John McAllister, deeply drawn to the enigmatic play of light, immersed himself in its exploration through the medium of painting. His journey from California to New York proved pivotal, especially his encounter with Post-Impressionist masters at the Metropolitan Museum of Art. The works of Pierre Bonnard and Henri Matisse drew him into the tradition of twentieth-century artists who strive to capture the immemorial elements of light.
In his landscapes, instead of sketching specific scenes and points of view in the natural world, McAllister creates imagined vistas inspired by the sense of the sublime experienced in the beauty of nature. The artist engages in an ever-evolving dialogue with his environment; formed as close by as the flowers planted in his garden beyond his studio door, to riding his bike for miles through the wilderness in his surrounding Massachusetts. Back in the studio he creates scenes that possess the kind of harmonious beauty only possible with a considerate understanding of the delicate balance between the oppositional forces in nature and its constant state of flux: the fleetingness of a single ray of light against the ubiquitous being of the sun: the endless cycle of creative growth into hibernation and decay.

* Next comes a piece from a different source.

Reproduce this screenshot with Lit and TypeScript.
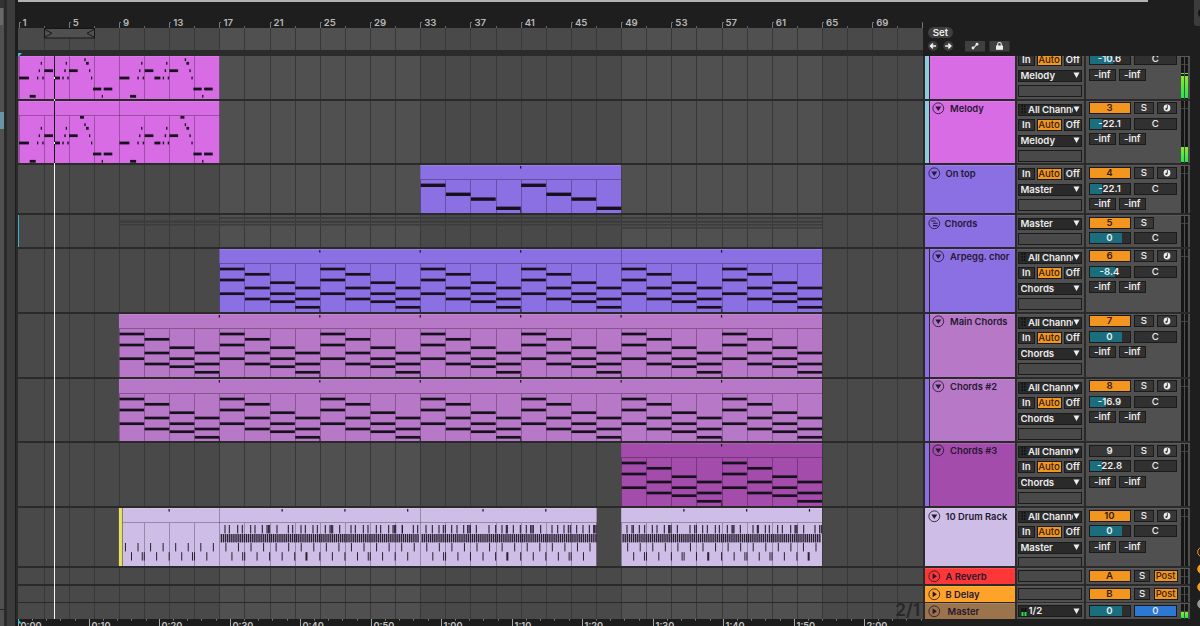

McAllister’s almost electric tonalities paint vivid and blooming scenes that embody the essence of pleasure and delight that coexist in painting and nature. His canvases defy conventional perspective, merging flat surfaces with illusions of depth set against intricate backdrops reminiscent of textiles and wallpapers. Each painting - whether a still life, landscape, or detailed interior - offers a poetic glimpse into a world where naïvety flirts with decadence.
McAllister’s works are included in public collections such as The Hammer Museum, Los Angeles; The Rubell Family Collection, Miami and Le Consortium, Dijon, FR.